Equivalent to quantile(v, [0:n]/n). For example, nquantiles(x, 5) returns a vector of quantiles, respectively at [0.0, 0.2, 0.4, 0.6, 0.8, 1.0].

Base.quantile — Function.

quantile(v, w::AbstractWeights, p)

Compute the weighted quantiles of a vector x at a specified set of probability values p, using weights given by a weight vector w (of type AbstractWeights). Weights must not be negative. The weights and data vectors must have the same length.

The quantile for p is defined as follows. Denoting $S_k = (k-1)w_k + (n-1) \sum_{i<k}w_i$, define $x_{k+1}$ the smallest element of x such that $S_{k+1}/S_{n}$ is strictly superior to p. The function returns $(1-\gamma) x_k + \gamma x_{k+1}$ with $\gamma = (pS_n- S_k)/(S_{k+1}-S_k)$.

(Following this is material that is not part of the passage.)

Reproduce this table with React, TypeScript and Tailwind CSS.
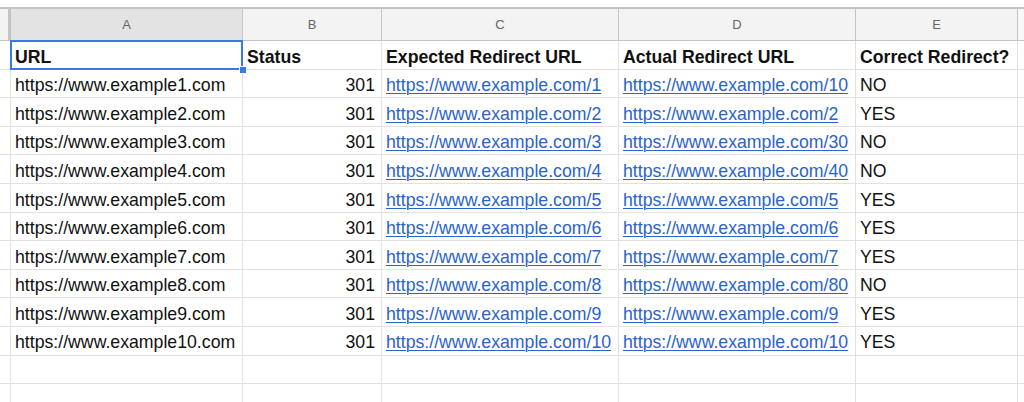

This corresponds to R-7, Excel, SciPy-(1,1) and Maple-6 when w contains only ones (see Wikipedia).

Base.median — Method.

median(v::RealVector, w::AbstractWeights)

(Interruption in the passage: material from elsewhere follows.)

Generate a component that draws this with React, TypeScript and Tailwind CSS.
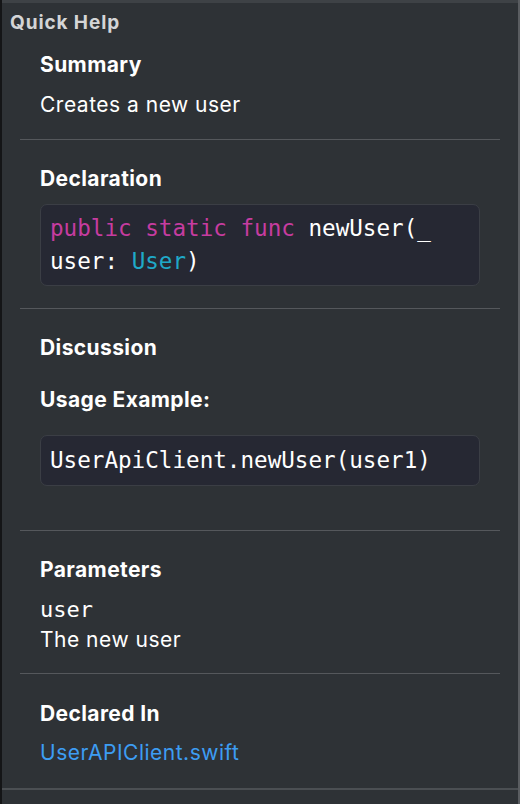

Compute the weighted median of x, using weights given by a weight vector w (of type AbstractWeights). The weight and data vectors must have the same length.

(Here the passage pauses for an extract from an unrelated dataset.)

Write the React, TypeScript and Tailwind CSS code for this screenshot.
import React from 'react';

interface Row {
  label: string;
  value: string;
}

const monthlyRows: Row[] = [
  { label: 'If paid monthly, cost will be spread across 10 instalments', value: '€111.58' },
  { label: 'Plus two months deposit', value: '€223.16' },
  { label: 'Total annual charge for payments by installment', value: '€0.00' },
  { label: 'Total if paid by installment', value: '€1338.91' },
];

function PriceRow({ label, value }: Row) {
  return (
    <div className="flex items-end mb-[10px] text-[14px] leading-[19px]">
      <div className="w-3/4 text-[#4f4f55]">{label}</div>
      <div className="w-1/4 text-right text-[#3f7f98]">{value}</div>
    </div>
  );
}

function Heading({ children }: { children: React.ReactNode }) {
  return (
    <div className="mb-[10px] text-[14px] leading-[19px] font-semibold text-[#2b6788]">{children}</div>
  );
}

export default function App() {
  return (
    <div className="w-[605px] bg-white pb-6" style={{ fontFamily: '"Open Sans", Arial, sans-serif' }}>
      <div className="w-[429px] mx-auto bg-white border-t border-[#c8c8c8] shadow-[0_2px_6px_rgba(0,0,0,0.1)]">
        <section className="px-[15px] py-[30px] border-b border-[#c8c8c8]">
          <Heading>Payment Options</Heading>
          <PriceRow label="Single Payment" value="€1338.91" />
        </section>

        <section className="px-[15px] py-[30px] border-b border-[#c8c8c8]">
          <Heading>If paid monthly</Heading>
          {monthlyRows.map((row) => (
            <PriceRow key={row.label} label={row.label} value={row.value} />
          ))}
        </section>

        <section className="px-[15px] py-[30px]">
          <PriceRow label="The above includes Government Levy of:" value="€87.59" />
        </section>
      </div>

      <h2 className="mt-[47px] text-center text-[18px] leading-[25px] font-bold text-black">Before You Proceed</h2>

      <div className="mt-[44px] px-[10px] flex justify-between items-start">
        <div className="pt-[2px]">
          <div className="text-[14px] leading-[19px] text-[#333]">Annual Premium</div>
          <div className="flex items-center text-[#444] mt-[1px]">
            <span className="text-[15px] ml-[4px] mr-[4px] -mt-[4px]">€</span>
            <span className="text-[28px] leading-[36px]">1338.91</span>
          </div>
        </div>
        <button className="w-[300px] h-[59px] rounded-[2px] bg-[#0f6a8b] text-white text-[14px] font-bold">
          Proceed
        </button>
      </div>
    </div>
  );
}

The weighted median $x_k$ is the element of x that satisfies $\sum_{x_i < x_k} w_i \le \frac{1}{2} \sum_{j} w_j$ and $\sum_{x_i > x_k} w_i \le \frac{1}{2} \sum_{j} w_j$.

If a weight has value zero, then its associated data point is ignored. If none of the weights are positive, an error is thrown. NaN is returned if x contains any NaN values. An error is raised if w contains any NaN values.

Mode and Modes

StatsBase.mode — Function.

mode(a, [r])

Return the mode (most common number) of an array, optionally over a specified range r. If several modes exist, the first one (in order of appearance) is returned.

StatsBase.modes — Function.

modes(a, [r])::Vector

Return all modes (most common numbers) of an array, optionally over a specified range r.

Summary Statistics

StatsBase.summarystats — Function.

summarystats(a)

Compute summary statistics for a real-valued array a. Returns a SummaryStats object containing the mean, minimum, 25th percentile, median, 75th percentile, and maxmimum.

StatsBase.describe — Function.

describe(a)

Pretty-print the summary statistics provided by summarystats: the mean, minimum, 25th percentile, median, 75th percentile, and maximum.